**INPUT ROWS**:
■ ■ ■ ■ ■
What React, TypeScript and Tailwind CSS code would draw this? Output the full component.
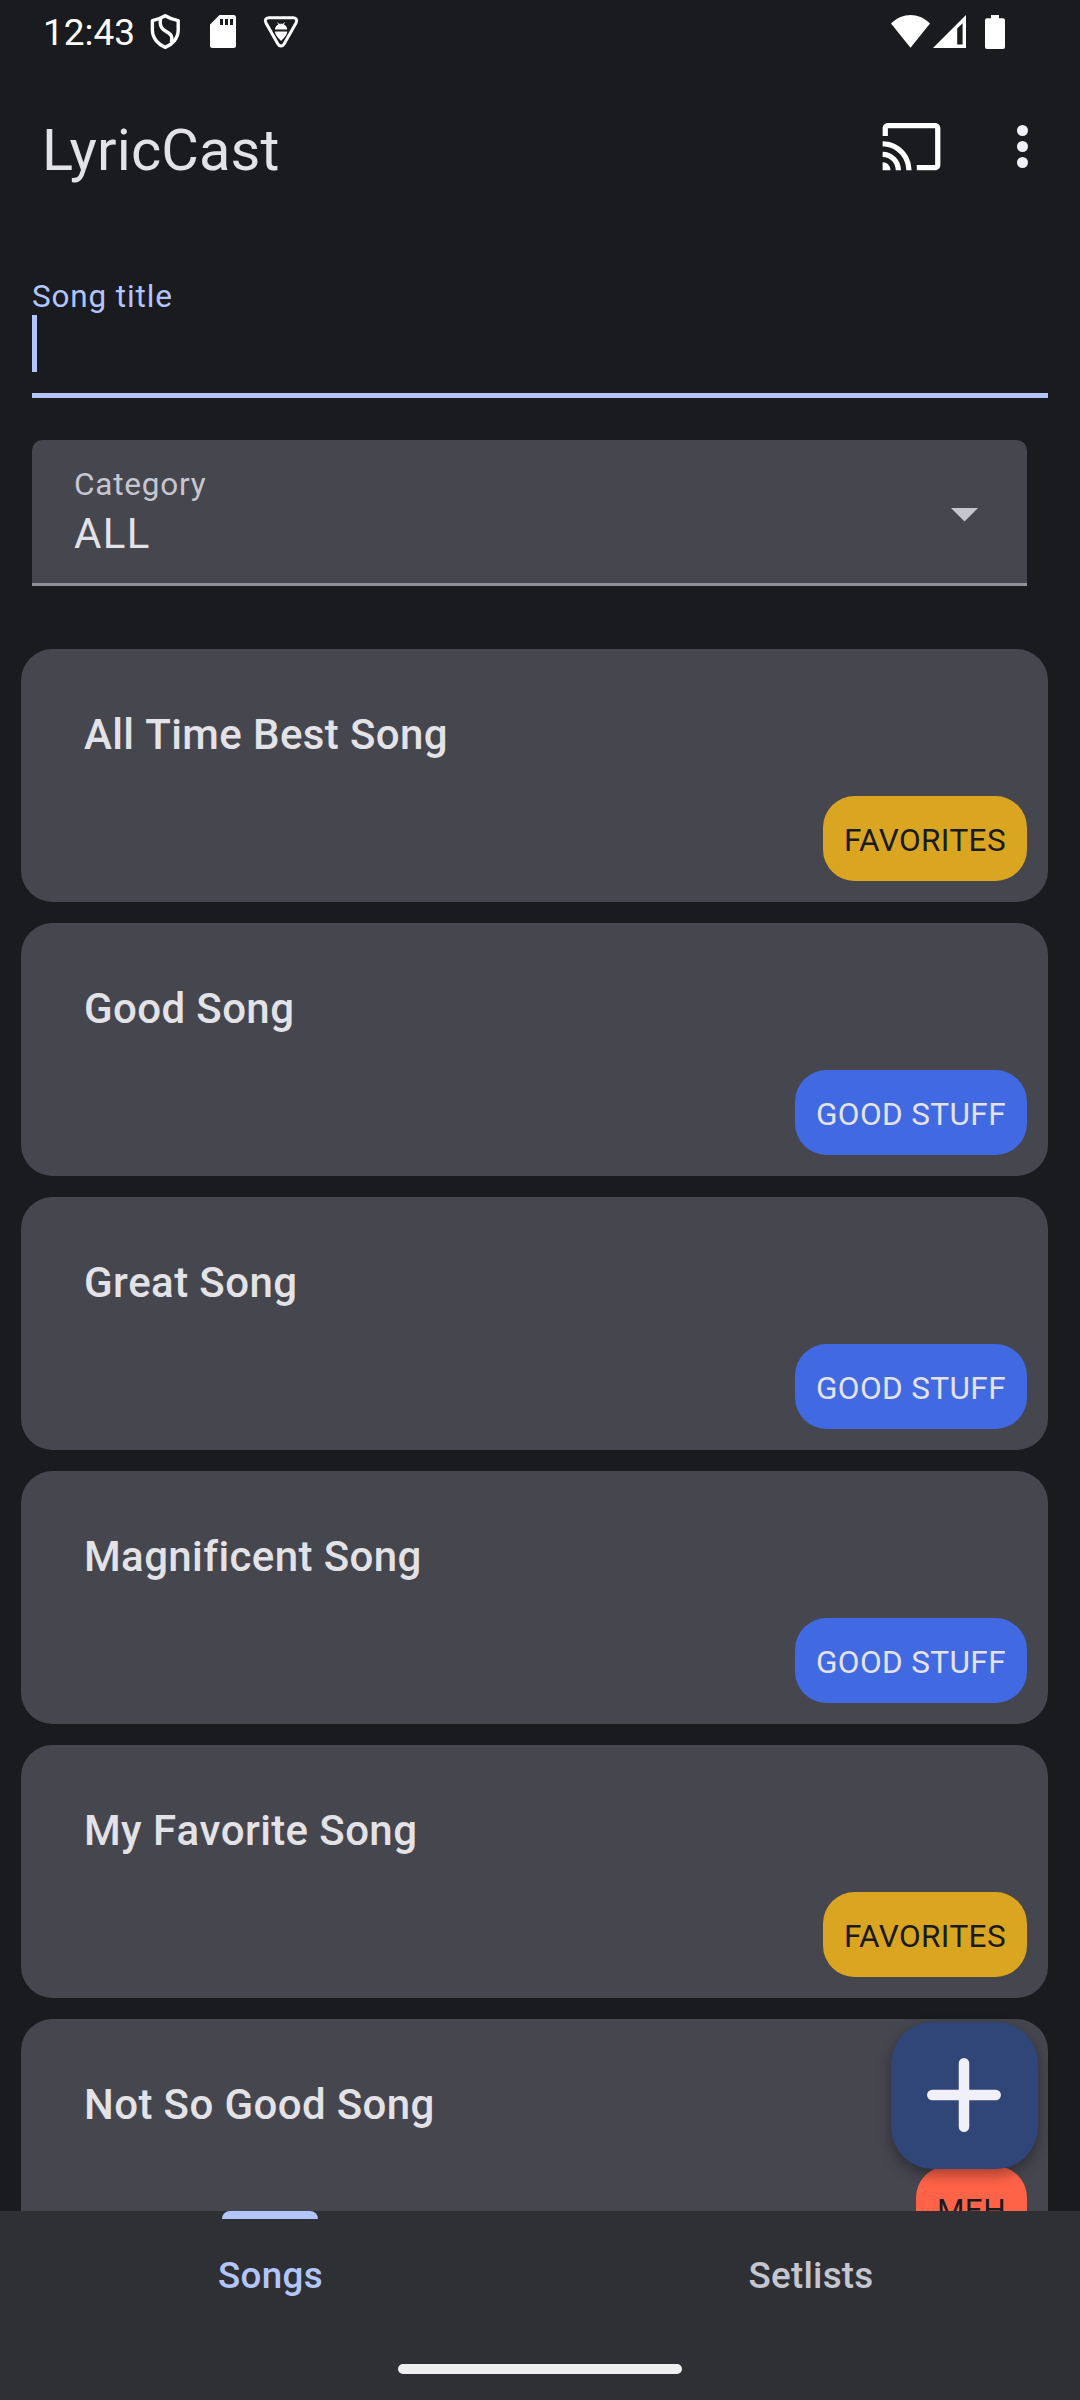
■ ■ ■ ■ ■
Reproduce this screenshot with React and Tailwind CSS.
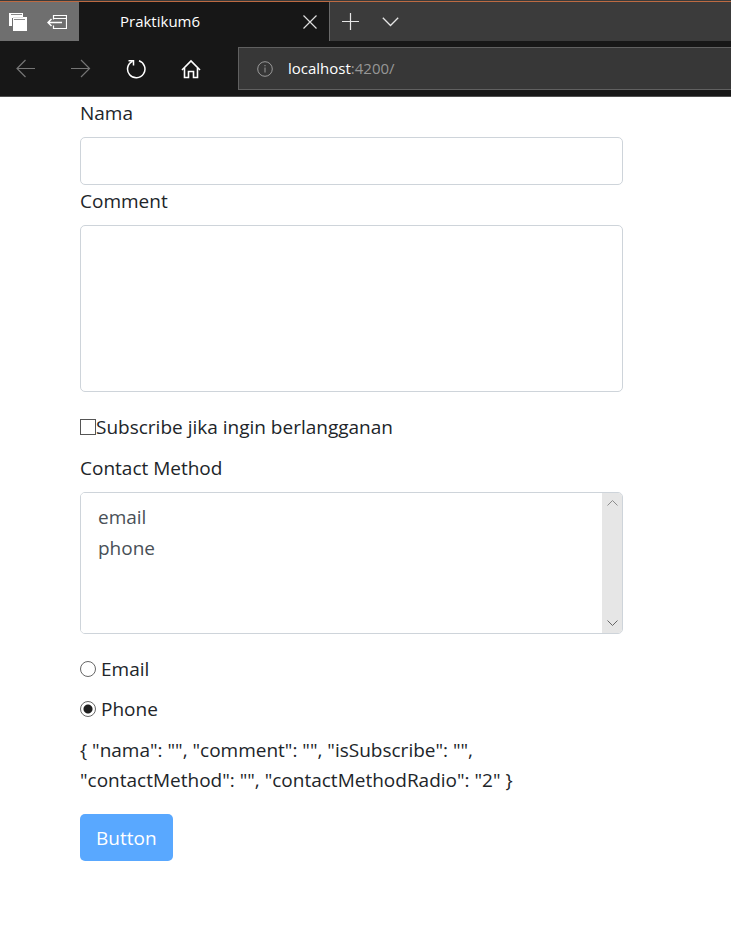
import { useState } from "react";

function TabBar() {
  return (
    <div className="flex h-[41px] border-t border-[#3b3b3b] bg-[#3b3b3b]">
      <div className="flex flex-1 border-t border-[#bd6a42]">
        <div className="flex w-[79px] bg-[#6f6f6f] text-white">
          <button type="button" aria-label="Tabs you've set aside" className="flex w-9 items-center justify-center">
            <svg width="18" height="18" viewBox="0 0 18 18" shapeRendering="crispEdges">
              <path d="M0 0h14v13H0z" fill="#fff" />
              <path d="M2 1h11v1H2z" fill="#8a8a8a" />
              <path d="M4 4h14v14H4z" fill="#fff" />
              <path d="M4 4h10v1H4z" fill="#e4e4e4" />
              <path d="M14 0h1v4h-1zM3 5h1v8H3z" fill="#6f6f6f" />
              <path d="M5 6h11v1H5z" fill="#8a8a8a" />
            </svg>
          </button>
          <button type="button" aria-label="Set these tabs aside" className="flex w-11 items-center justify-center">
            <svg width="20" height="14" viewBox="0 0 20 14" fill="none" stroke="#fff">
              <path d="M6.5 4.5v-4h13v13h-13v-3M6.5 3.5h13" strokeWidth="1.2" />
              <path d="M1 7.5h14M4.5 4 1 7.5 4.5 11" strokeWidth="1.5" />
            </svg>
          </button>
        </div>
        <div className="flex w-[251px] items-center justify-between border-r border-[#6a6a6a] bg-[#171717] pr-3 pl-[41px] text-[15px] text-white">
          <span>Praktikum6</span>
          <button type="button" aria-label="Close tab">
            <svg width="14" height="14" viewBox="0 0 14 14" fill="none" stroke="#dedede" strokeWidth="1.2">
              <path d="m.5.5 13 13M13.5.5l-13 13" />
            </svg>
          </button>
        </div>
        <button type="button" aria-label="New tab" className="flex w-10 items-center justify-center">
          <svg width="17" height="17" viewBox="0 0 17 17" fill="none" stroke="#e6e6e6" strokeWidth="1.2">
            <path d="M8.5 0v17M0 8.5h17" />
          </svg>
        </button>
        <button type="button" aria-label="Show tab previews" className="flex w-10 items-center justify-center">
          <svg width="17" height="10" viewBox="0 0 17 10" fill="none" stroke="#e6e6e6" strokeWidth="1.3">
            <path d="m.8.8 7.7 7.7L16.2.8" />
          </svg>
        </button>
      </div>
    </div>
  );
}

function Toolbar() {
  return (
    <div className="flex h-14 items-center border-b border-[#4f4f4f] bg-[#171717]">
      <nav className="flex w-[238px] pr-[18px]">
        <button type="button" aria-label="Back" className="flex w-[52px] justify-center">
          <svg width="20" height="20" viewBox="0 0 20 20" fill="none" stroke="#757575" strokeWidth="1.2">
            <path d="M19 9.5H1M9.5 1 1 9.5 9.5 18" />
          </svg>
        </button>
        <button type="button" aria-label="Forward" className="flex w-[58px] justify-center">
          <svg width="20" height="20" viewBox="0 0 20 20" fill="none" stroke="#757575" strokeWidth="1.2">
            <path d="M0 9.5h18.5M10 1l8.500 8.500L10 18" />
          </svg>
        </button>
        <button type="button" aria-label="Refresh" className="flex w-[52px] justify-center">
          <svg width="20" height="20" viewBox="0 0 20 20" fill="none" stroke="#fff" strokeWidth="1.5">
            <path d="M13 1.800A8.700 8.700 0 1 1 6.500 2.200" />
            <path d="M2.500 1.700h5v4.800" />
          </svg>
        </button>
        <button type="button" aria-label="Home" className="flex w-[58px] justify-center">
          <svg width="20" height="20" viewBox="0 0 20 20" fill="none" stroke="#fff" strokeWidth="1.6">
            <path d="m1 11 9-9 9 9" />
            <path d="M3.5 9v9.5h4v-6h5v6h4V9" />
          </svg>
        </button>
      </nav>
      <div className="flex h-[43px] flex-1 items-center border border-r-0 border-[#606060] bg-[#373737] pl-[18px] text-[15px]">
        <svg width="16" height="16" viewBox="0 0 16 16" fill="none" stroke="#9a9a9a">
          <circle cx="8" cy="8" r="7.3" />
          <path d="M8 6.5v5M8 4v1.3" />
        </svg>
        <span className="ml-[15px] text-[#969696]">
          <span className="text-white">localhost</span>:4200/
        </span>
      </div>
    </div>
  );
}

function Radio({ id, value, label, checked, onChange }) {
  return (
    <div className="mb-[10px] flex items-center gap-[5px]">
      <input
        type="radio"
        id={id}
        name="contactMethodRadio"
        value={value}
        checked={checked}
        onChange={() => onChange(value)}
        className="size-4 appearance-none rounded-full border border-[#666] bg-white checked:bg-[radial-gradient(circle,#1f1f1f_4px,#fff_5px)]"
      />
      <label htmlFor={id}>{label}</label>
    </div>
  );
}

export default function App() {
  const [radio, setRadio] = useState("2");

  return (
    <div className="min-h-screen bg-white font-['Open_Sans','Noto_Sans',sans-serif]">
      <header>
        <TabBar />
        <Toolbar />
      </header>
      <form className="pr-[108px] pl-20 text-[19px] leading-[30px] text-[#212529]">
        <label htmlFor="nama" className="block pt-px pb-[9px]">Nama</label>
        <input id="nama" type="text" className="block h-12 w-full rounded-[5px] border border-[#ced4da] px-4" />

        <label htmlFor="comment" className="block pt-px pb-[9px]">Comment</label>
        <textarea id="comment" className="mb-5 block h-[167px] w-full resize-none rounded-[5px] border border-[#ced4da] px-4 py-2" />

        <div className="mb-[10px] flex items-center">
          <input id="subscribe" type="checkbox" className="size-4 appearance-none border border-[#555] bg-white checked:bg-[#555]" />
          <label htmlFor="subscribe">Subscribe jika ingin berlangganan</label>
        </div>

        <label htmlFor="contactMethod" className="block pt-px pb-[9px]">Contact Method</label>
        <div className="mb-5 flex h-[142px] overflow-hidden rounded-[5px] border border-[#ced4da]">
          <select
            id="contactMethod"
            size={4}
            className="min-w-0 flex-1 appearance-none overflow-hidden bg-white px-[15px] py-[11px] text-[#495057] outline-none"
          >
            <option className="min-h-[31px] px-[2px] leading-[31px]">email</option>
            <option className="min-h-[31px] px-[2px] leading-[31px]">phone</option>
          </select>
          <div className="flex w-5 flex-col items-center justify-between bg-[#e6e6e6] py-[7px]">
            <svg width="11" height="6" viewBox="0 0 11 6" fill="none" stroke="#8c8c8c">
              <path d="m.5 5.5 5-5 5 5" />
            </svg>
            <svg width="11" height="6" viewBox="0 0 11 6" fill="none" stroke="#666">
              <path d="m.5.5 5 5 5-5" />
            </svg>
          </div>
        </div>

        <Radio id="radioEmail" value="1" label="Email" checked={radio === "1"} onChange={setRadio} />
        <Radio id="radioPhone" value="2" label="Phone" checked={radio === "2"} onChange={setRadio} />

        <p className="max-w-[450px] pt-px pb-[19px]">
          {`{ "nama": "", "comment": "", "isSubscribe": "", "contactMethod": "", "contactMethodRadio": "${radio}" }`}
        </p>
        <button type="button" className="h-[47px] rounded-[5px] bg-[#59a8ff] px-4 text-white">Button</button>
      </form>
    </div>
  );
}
■ ■ ■ ■ ■
**EXERCISE**: Copy each line of the listing that contains the string "this".

**CORRECT RESPONSE**:
What React, TypeScript and Tailwind CSS code would draw this? Output the full component.
Reproduce this screenshot with React and Tailwind CSS.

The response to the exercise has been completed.